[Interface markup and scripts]

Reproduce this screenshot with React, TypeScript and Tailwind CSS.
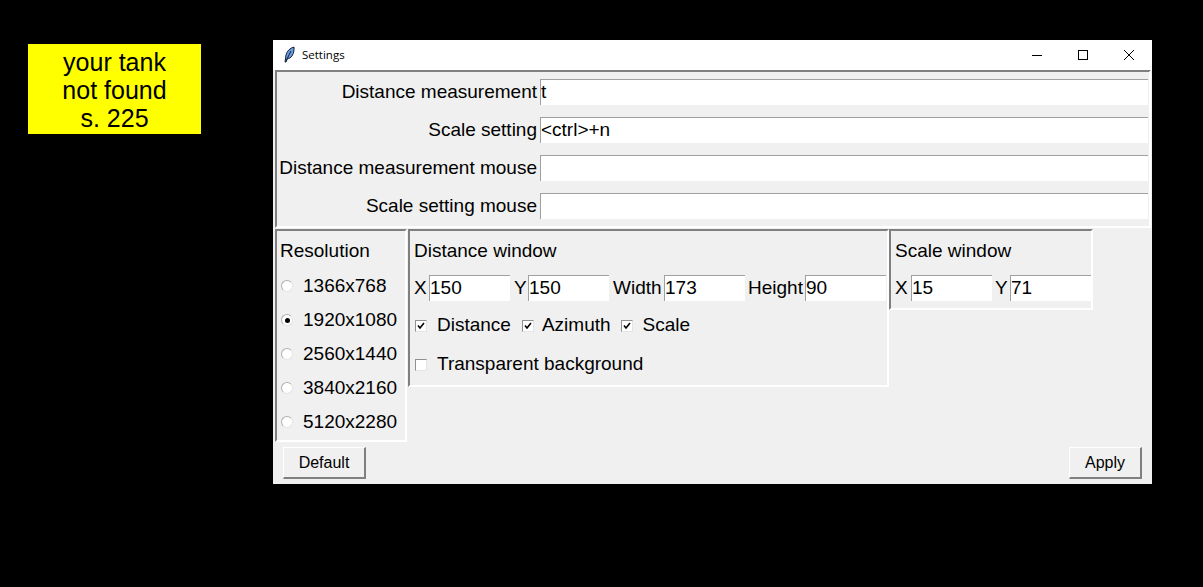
import type { ReactNode } from "react";

const frame = "border-2 border-t-[#808080] border-l-[#808080] border-b-white border-r-white";
const entry = "h-[26px] bg-white border-t border-l border-t-[#a0a0a0] border-l-[#a0a0a0] leading-[24px] overflow-hidden";

function Feather() {
  return (
    <svg width="16" height="18" viewBox="0 0 16 18">
      <path d="M3 16 L4 9 C5 5 8 2 12 1 C12.5 5 11 10 8 12 L5.5 12.5 L4 16 Z" fill="#6f9fe0" stroke="#10203c" strokeWidth="1" />
      <path d="M4 15 L9 5" stroke="#10203c" strokeWidth="1" fill="none" />
    </svg>
  );
}

function Row({ label, value }: { label: string; value?: string }) {
  return (
    <div className="flex items-center">
      <div className="w-[260px] text-right leading-[26px] whitespace-nowrap">{label}</div>
      <div className={`${entry} ml-[3px] w-[608px]`}>{value}</div>
    </div>
  );
}

function Field({ label, value, gap, width = "w-[81px]" }: { label: string; value: string; gap: string; width?: string }) {
  return (
    <div className="flex items-center">
      <span className={gap}>{label}</span>
      <div className={`${entry} ${width}`}>{value}</div>
    </div>
  );
}

function Radio({ label, checked }: { label: string; checked?: boolean }) {
  return (
    <div className="flex items-center h-[34px]">
      <div className="ml-px w-3 h-3 rounded-full bg-white border border-[#b0b0b0] border-b-[#e4e4e4] border-r-[#e4e4e4] flex items-center justify-center">
        {checked && <div className="w-[5px] h-[5px] rounded-full bg-black" />}
      </div>
      <span className="ml-[10px] whitespace-nowrap">{label}</span>
    </div>
  );
}

function Check({ label, checked, labelGap }: { label: string; checked?: boolean; labelGap: string }) {
  return (
    <div className="flex items-center">
      <div className="w-3 h-3 bg-white border border-t-[#909090] border-l-[#909090] border-b-[#e4e4e4] border-r-[#e4e4e4] flex items-center justify-center">
        {checked && (
          <svg width="8" height="8" viewBox="0 0 8 8">
            <path d="M1 3.5 L3 6 L7 1" stroke="#000" strokeWidth="1.6" fill="none" />
          </svg>
        )}
      </div>
      <span className={`${labelGap} whitespace-nowrap`}>{label}</span>
    </div>
  );
}

function TkButton({ children, width }: { children: ReactNode; width: string }) {
  return (
    <div className={`${width} h-8 bg-[#f0f0f0] border border-t-white border-l-white border-b-2 border-r-2 border-b-[#808080] border-r-[#808080] flex items-center justify-center text-[16px]`}>
      {children}
    </div>
  );
}

export default function App() {
  return (
    <div className="w-[1203px] h-[587px] bg-black flex items-start overflow-hidden text-black font-['Liberation_Sans',Arial,sans-serif]">
      <div className="ml-[28px] mt-[44px] w-[173px] h-[90px] bg-[#ffff00] text-center text-[25px] leading-[28px] pt-[4px]">
        <div>your tank</div>
        <div>not found</div>
        <div>s. 225</div>
      </div>

      <div className="ml-[72px] mt-[40px] w-[879px] h-[444px] bg-[#f0f0f0] text-[19px] flex flex-col">
        <div className="h-[30px] bg-white flex items-center pl-[9px] shrink-0">
          <Feather />
          <span className="ml-[4px] text-[11.5px] font-['Open_Sans',sans-serif]">Settings</span>
          <div className="ml-auto flex items-center">
            <svg width="46" height="16" viewBox="0 0 46 16">
              <path d="M18 8.5 H28" stroke="#000" strokeWidth="1" />
            </svg>
            <svg width="46" height="16" viewBox="0 0 46 16">
              <rect x="18.5" y="3.5" width="9" height="9" stroke="#000" fill="none" />
            </svg>
            <svg width="46" height="16" viewBox="0 0 46 16">
              <path d="M18 3 L28 13 M28 3 L18 13" stroke="#000" strokeWidth="1" />
            </svg>
          </div>
        </div>

        <div className={`${frame} ml-[2px] mr-px h-[158px] pt-[7px] flex flex-col gap-3 shrink-0`}>
          <Row label="Distance measurement" value="t" />
          <Row label="Scale setting" value="<ctrl>+n" />
          <Row label="Distance measurement mouse" />
          <Row label="Scale setting mouse" />
        </div>

        <div className="flex items-start mt-px ml-[2px]">
          <div className={`${frame} w-[132px] h-[213px] pl-[3px] pt-[7px]`}>
            <div className="leading-[26px] mb-[5px]">Resolution</div>
            <Radio label="1366x768" />
            <Radio label="1920x1080" checked />
            <Radio label="2560x1440" />
            <Radio label="3840x2160" />
            <Radio label="5120x2280" />
          </div>

          <div className={`${frame} ml-px w-[481px] h-[158px] pl-[4px] pt-[7px]`}>
            <div className="leading-[26px]">Distance window</div>
            <div className="flex items-center mt-[10px]">
              <Field label="X" value="150" gap="w-[15px]" />
              <Field label="Y" value="150" gap="ml-[4px] w-[14px]" />
              <Field label="Width" value="173" gap="ml-[4px] w-[51px]" />
              <Field label="Height" value="90" gap="ml-[3px] w-[57px]" />
            </div>
            <div className="flex items-center mt-[10px] h-[26px] pl-px">
              <Check label="Distance" checked labelGap="ml-[10px] mr-[11px]" />
              <Check label="Azimuth" checked labelGap="ml-[8px] mr-[10px]" />
              <Check label="Scale" checked labelGap="ml-[10px]" />
            </div>
            <div className="flex items-center mt-[13px] h-[26px] pl-px">
              <Check label="Transparent background" labelGap="ml-[10px]" />
            </div>
          </div>

          <div className={`${frame} w-[204px] h-[81px] pl-[4px] pt-[7px]`}>
            <div className="leading-[26px]">Scale window</div>
            <div className="flex items-center mt-[10px]">
              <Field label="X" value="15" gap="w-[16px]" />
              <Field label="Y" value="71" gap="ml-[3px] w-[15px]" />
            </div>
          </div>
        </div>

        <div className="flex justify-between pl-[10px] pr-[10px] mt-[5px]">
          <TkButton width="w-[83px]">Default</TkButton>
          <TkButton width="w-[73px]">Apply</TkButton>
        </div>
      </div>
    </div>
  );
}
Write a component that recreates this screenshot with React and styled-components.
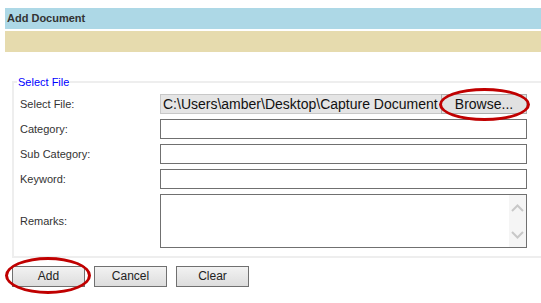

* [Your goal]:
Set down again, exactly, the lines of the material above from its first line to the one with "bg-white border-t border-l", inclusive. Leave the pictures out.

* [Result below]:
Reproduce this screenshot with React, TypeScript and Tailwind CSS.
import type { ReactNode } from "react";

const frame = "border-2 border-t-[#808080] border-l-[#808080] border-b-white border-r-white";
const entry = "h-[26px] bg-white border-t border-l border-t-[#a0a0a0] border-l-[#a0a0a0] leading-[24px] overflow-hidden";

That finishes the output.